A sweet cocktail with a lovely bright red colour, making it a fun, festive treat! 

• 50ml Still Spirits Top Shelf Dry Gin  flavoured spirit
• 100g Raspberries
• 3 Tbsp Sugar
• 1 Cinnamon Stick
• Juice and zest of 1 Lime
• Ice
• A few Mint Leaves for Decorating

• In a small saucepan, cook the raspberries, cinnamon stick, sugar, and water over a medium heat until the sugar has dissolved and the raspberries have broken down. Stir while heating. 
• Add to a glass; ice, raspberries, lime zest, and juice.
• Decorate with a cinnamon stick, sliced lime, and mint. 
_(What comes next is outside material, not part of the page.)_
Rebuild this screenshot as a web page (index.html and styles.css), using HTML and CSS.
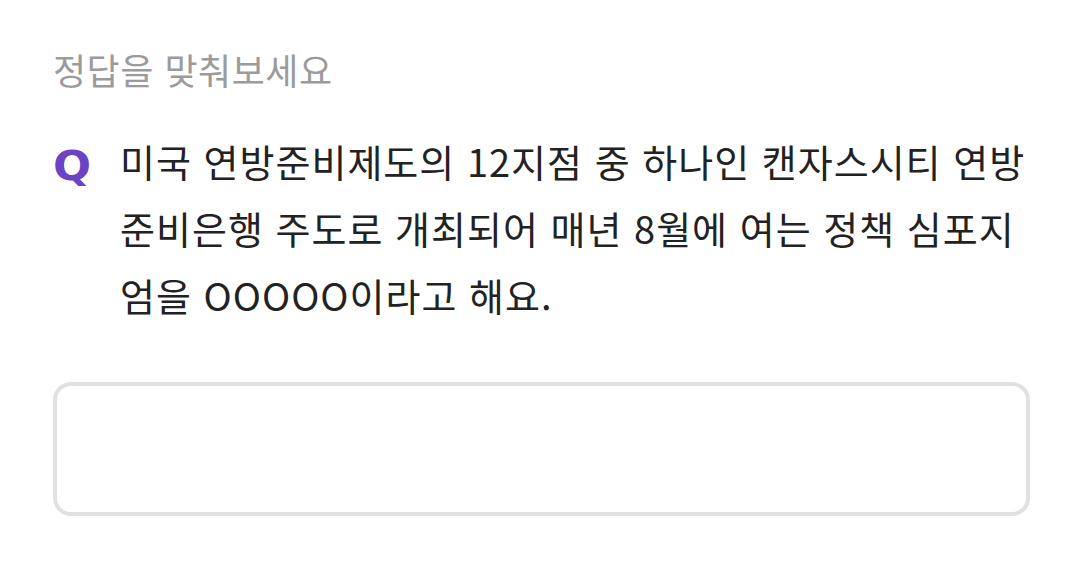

A traditional boozy Christmas Cocktail made with batter and served hot in a mug. This cocktail is made from egg, brandy, rum, and loads of spice. A sweet, rich cocktail that is perfect for holiday gatherings. 

• 2 Eggs 
• 1/4 cup Castor Sugar
• Large pinch Ground Cloves 
• Large pinch of Ground Cinnamon
• Large pinch of Ground Nutmeg
• 1 Shot of Still Spirits Top Shelf Napoleon Brandy flavoured spirit
• 1 Shot of Still Spirits Top Shelf Dark Rum flavoured spirit
• Hot Water

• Begin by separating your eggs, placing the whites and yolks into clean dry mixing bowls. 
• Mix your egg whites into a very thick frothy consistency. As it starts to thicken up add 1/8 cup of sugar, 1 tbsp at a time. Continue to whip until stiff. In the mixing bowl with egg yolk add the remaining sugar, allspice, cloves, cinnamon, and nutmeg. Mix well. Add your yolk to your stiff egg whites and fold gently to combine. 
• Add 3 large spoonfuls of batter into a cup. Then add 1 shot of brandy and 1 shot of rum into the cup. Pour in hot water until the cup is full. This is now ready to be served!